I’d been delusional in my interpretation of fear. For me it was just the apprehension you feel when you’re walking alone on the street in the dark or worrying about telling your parents that you got a C in Sociology. It is hilarious how I never even noticed how fear could actually, and had actually, started ruling my life. Just the different kind.

I became afraid to write my heart out, afraid to show the world the raw thoughts that my mind housed. Poetry became a medium to pass time in Criminal Law Class and stopped being a window to my soul.

I became afraid of love because, oh well, who wants to get hurt? And isn’t love bound to hurt you? For we are mere mortals, it is only logical that the love in our mortal hearts will have its inevitable end too.

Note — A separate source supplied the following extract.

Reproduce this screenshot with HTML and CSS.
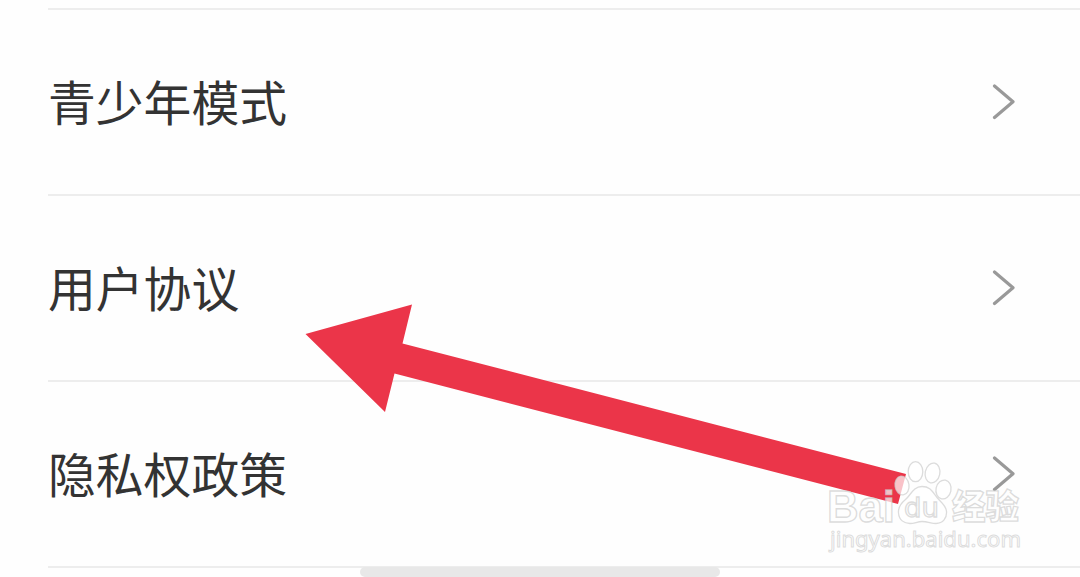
FILE: index.html
```
<!DOCTYPE html>
<html lang="zh-CN">
<head>
<meta charset="utf-8">
<title>设置</title>
<link rel="stylesheet" href="styles.css">
</head>
<body>
<main class="screen">
  <ul class="settings">
    <li class="row"><span class="label">青少年模式</span><svg class="chevron" viewBox="0 0 24 36"><path d="M2.5 2 21 17.8 2.5 33.5"/></svg></li>
    <li class="row"><span class="label">用户协议</span><svg class="chevron" viewBox="0 0 24 36"><path d="M2.5 2 21 17.8 2.5 33.5"/></svg></li>
    <li class="row"><span class="label">隐私权政策</span><svg class="chevron" viewBox="0 0 24 36"><path d="M2.5 2 21 17.8 2.5 33.5"/></svg></li>
  </ul>
  <div class="home-bar"></div>
  <svg class="overlay" viewBox="0 0 1080 577">
    <polygon class="arrow" points="305.5,334 412,304.500 402.500,343.500 906,474 898,504 394.500,373.500 385,412"/>
    <g class="mark">
      <text class="brand" x="827" y="521.500" textLength="68" lengthAdjust="spacingAndGlyphs">Bai</text>
      <ellipse cx="902" cy="485.500" rx="7" ry="9.500" transform="rotate(-8 902 485.500)"/>
      <ellipse cx="915.500" cy="471.700" rx="7.300" ry="10"/>
      <ellipse cx="932.500" cy="473" rx="7.300" ry="10" transform="rotate(12 932.500 473)"/>
      <ellipse cx="943.500" cy="489.500" rx="7.500" ry="9.500" transform="rotate(12 943.500 489.500)"/>
      <path d="M922 486.500C913 486.500 911 495 905.500 499.500C900 504 898 508 898.500 513C899 520 904 523.500 910 523.500C915 523.500 917 521.500 922 521.500C928 521.500 931 523.500 936 523.500C943 523.500 947 518 946.500 511.500C946 505 940.500 502 937 497.500C932 491 930 486.500 922 486.500Z"/>
      <text class="du" x="904" y="517" textLength="35" lengthAdjust="spacingAndGlyphs">du</text>
      <text class="cn" x="952" y="518.500" textLength="67" lengthAdjust="spacingAndGlyphs">经验</text>
      <text class="url" x="830" y="547" textLength="191" lengthAdjust="spacingAndGlyphs">jingyan.baidu.com</text>
    </g>
  </svg>
</main>
</body>
</html>
```
FILE: styles.css
```
body {
  margin: 0;
  background: #fefefe;
  font-family: "Noto Sans CJK SC", sans-serif;
}

.screen {
  position: relative;
  width: 1080px;
  height: 577px;
  overflow: hidden;
}

.settings {
  list-style: none;
  margin: 0;
  padding: 8px 0 0 48px;
}

.row {
  box-sizing: border-box;
  height: 186px;
  border-top: 2px solid #ededed;
  display: flex;
  align-items: center;
  justify-content: space-between;
  padding-right: 64px;
}

.row:last-child {
  height: 188px;
  border-bottom: 2px solid #ededed;
}

.label {
  font-size: 47.8px;
  line-height: 72px;
  color: #333;
  padding-bottom: 3px;
}

.chevron {
  width: 24px;
  height: 36px;
}

.chevron path {
  fill: none;
  stroke: #999;
  stroke-width: 3.2;
  stroke-linecap: round;
  stroke-linejoin: round;
}

.home-bar {
  position: absolute;
  left: 360px;
  top: 567px;
  width: 360px;
  height: 10px;
  border-radius: 5px;
  background: #e8e8e8;
}

.overlay {
  position: absolute;
  inset: 0;
  width: 1080px;
  height: 577px;
}

.arrow {
  fill: #eb3549;
}

.mark {
  fill: rgba(255, 255, 255, 0.7);
  stroke: rgba(205, 205, 205, 0.7);
  stroke-width: 1.3;
}

.brand {
  font: bold 44px "Liberation Sans", sans-serif;
}

.du {
  font: 26px "DejaVu Sans", sans-serif;
}

.cn {
  font: 900 34px "Noto Sans CJK SC", sans-serif;
}

.url {
  font: 22px "Noto Sans", sans-serif;
  stroke-width: 1;
}
```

I became afraid to read, write, watch tragedies because they made me feel too much, made me think too much. I remember feeling the innocent tears on my cheeks and childishly saying “never again”.

I became afraid of losing, of not being able to excel in the things I had passion for and now, my heart has ceased to care enough even to try to win.

I became afraid of committing to real people, chose TV shows instead. That is, after all, the thing about fiction, you can choose to believe it’s real when everything is rainbows and sunshine and remember it’s not when things go dark.

I became afraid of people not liking me (yes, I am shallow that way). Sometimes I just never know if I’m being too forward or too loquacious or too frikking stupid. And soon, I realised, that I’d inadvertently started conducting mini-debates within myself even before saying a simple “Hi” to an acquaintance.

And now I have also become afraid of letting this fear rule me, which in itself means that it already does. It has turned into an anesthesia to my heart, made it numb. I have understood that smiling brightly is easier when you don’t have anything to feel. The smile will remain constant because its connection to the heart has turned futile anyway.

Today I realized that I’d stopped feeling long time ago, that I’d stopped living long time ago. And how ironic is it that I’d always tried to run away from tragedies.